Objective: Tell how many lines in the data below include the word "index". The answer is the number only.

Supplied information:
_ _ _ _ _ _ _

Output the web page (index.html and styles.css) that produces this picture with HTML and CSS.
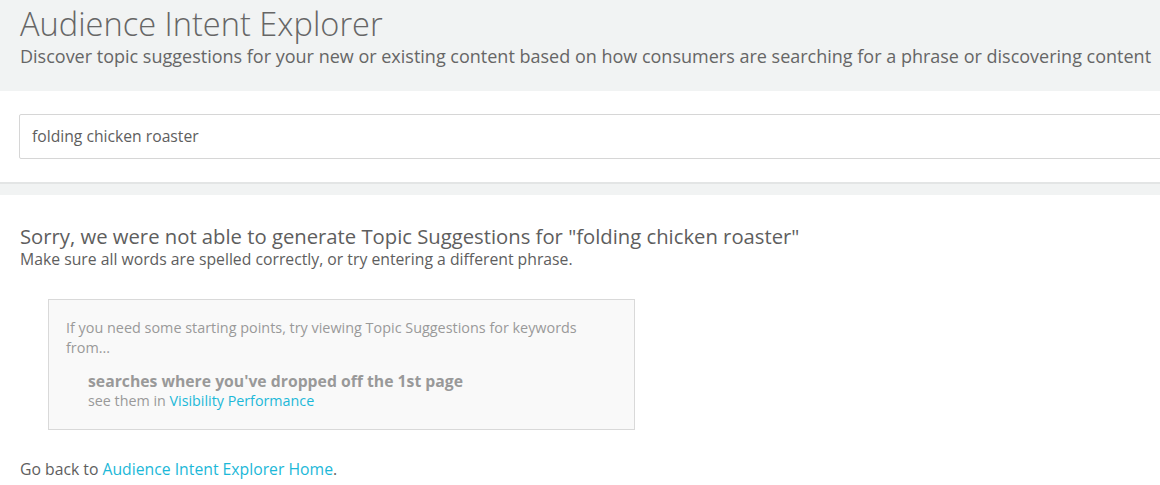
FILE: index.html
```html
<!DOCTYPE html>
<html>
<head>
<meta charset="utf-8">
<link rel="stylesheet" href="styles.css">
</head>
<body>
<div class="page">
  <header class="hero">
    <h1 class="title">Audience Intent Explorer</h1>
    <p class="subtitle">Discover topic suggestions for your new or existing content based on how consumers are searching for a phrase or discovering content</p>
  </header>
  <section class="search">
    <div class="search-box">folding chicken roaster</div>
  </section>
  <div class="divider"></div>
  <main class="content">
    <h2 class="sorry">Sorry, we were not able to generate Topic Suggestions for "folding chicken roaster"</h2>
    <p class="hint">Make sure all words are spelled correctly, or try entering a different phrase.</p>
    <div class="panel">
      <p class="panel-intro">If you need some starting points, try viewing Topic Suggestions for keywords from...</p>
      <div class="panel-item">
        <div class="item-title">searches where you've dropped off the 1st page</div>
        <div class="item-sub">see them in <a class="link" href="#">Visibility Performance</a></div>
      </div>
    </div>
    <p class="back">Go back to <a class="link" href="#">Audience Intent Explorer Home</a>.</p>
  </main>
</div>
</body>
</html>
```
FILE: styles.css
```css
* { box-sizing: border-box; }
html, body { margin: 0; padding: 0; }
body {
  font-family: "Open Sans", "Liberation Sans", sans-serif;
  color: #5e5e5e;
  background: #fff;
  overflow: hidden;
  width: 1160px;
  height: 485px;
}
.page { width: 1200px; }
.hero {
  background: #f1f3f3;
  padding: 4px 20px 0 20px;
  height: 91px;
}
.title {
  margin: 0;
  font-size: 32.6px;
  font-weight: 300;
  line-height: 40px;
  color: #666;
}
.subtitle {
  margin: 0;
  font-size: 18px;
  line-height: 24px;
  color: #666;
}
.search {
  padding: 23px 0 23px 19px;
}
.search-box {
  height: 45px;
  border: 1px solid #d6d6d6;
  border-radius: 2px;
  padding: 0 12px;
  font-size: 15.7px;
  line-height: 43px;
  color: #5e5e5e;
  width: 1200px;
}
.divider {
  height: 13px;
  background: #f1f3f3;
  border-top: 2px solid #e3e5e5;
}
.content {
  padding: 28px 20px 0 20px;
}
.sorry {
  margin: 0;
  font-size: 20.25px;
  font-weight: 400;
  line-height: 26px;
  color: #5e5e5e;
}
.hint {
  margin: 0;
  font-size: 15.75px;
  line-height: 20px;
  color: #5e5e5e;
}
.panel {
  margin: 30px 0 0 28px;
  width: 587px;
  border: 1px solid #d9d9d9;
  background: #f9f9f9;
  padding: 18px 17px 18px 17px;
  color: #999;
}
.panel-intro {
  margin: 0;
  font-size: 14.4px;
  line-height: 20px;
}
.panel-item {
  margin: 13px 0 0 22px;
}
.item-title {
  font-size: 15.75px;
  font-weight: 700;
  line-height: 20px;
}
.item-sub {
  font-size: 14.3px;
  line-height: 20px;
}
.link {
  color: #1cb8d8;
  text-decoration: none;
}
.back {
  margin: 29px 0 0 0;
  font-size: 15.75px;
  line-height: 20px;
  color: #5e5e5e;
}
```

_ _ _ _ _ _ _

Output of the task: 2